[Objective]: Report, as a bare number, how many lines hold "index".

[Task input]:
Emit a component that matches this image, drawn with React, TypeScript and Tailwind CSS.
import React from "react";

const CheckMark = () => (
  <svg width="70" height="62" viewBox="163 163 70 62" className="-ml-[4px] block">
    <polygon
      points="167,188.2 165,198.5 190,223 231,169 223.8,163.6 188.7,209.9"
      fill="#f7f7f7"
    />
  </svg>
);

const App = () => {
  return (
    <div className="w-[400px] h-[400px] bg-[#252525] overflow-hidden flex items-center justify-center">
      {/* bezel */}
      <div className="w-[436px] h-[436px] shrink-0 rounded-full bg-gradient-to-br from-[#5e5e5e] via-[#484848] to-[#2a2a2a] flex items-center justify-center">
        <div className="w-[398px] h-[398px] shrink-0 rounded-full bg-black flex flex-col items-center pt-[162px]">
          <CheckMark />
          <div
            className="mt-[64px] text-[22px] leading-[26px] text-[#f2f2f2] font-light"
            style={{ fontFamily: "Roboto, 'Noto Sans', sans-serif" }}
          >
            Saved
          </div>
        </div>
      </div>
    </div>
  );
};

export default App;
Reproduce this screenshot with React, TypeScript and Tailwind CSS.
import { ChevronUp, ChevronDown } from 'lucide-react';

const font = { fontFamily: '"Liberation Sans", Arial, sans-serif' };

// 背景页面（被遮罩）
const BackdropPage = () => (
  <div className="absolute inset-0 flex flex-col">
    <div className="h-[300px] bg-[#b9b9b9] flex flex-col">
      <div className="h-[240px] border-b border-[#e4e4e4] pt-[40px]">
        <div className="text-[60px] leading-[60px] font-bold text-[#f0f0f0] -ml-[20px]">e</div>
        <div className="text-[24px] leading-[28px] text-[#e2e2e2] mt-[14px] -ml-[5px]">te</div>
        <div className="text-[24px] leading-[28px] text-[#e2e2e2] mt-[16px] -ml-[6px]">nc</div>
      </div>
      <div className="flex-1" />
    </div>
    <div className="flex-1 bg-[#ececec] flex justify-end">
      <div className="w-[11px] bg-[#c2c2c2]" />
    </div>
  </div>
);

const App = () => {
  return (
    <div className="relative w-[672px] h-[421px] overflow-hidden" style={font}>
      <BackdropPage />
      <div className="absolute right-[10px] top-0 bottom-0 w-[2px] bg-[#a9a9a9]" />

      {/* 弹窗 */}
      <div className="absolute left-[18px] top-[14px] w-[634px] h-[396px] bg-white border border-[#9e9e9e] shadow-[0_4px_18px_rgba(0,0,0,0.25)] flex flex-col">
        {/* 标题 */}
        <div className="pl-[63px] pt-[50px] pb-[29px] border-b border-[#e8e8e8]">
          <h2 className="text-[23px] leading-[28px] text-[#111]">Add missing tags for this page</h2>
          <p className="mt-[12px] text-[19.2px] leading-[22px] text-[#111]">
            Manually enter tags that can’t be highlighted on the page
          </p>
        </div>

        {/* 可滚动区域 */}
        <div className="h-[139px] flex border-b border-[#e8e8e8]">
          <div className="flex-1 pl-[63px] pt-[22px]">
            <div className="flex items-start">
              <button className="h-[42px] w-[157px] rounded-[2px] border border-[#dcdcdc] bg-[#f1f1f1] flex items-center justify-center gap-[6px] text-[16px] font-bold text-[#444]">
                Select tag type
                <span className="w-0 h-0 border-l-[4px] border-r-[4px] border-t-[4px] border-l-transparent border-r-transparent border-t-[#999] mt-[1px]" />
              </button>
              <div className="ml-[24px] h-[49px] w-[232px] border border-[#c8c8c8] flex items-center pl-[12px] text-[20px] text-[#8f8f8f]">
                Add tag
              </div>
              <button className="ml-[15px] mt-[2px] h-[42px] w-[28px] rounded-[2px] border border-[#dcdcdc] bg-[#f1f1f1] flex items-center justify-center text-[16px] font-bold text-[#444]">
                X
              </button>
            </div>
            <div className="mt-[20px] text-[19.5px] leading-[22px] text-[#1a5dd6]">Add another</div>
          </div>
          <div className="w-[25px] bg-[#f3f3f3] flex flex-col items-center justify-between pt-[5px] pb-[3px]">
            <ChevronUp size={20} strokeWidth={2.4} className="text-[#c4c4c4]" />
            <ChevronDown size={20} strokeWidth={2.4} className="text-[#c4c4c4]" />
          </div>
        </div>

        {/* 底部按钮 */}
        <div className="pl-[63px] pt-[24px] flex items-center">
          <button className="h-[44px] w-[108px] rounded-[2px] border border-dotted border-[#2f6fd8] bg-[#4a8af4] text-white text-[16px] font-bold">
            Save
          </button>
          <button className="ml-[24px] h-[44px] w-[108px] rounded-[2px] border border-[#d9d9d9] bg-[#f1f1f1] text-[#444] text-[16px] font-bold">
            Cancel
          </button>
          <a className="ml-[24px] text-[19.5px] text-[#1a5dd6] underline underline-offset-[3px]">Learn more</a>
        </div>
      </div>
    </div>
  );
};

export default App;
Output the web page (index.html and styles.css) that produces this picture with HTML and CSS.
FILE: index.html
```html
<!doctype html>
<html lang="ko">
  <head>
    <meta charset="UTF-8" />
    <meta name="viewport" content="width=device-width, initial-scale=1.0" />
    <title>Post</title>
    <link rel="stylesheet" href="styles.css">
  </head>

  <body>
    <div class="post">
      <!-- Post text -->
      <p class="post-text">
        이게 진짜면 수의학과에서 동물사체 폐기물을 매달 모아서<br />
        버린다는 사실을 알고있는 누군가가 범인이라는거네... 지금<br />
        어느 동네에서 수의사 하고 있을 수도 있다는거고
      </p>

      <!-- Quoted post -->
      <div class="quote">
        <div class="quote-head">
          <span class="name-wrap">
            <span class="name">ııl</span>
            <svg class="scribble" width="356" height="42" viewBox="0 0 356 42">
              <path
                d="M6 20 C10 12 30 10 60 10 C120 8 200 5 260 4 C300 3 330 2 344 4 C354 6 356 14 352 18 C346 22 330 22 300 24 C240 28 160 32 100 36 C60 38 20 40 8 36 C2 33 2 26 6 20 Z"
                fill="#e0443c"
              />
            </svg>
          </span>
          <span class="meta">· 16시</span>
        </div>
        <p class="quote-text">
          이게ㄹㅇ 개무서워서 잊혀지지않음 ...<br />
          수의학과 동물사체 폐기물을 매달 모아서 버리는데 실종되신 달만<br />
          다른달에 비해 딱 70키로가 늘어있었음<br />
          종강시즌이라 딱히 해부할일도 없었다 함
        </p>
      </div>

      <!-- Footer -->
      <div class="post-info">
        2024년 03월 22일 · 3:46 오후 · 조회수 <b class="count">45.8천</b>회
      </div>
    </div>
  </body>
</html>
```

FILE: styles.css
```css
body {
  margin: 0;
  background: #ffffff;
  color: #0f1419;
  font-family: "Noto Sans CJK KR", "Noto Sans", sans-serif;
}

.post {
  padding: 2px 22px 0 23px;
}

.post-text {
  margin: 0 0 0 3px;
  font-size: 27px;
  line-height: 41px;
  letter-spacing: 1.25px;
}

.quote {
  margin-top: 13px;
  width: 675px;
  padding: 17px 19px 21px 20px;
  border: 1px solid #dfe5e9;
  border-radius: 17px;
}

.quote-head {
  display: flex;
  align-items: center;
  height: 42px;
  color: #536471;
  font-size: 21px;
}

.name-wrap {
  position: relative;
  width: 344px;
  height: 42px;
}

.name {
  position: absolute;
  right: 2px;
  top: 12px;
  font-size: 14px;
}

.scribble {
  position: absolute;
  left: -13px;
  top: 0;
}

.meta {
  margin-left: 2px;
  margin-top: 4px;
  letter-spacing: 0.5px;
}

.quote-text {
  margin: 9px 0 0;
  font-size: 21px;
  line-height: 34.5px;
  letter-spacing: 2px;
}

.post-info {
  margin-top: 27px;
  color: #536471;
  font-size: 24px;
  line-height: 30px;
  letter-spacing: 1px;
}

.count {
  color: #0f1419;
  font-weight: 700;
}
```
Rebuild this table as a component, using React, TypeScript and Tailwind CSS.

[The output]: 2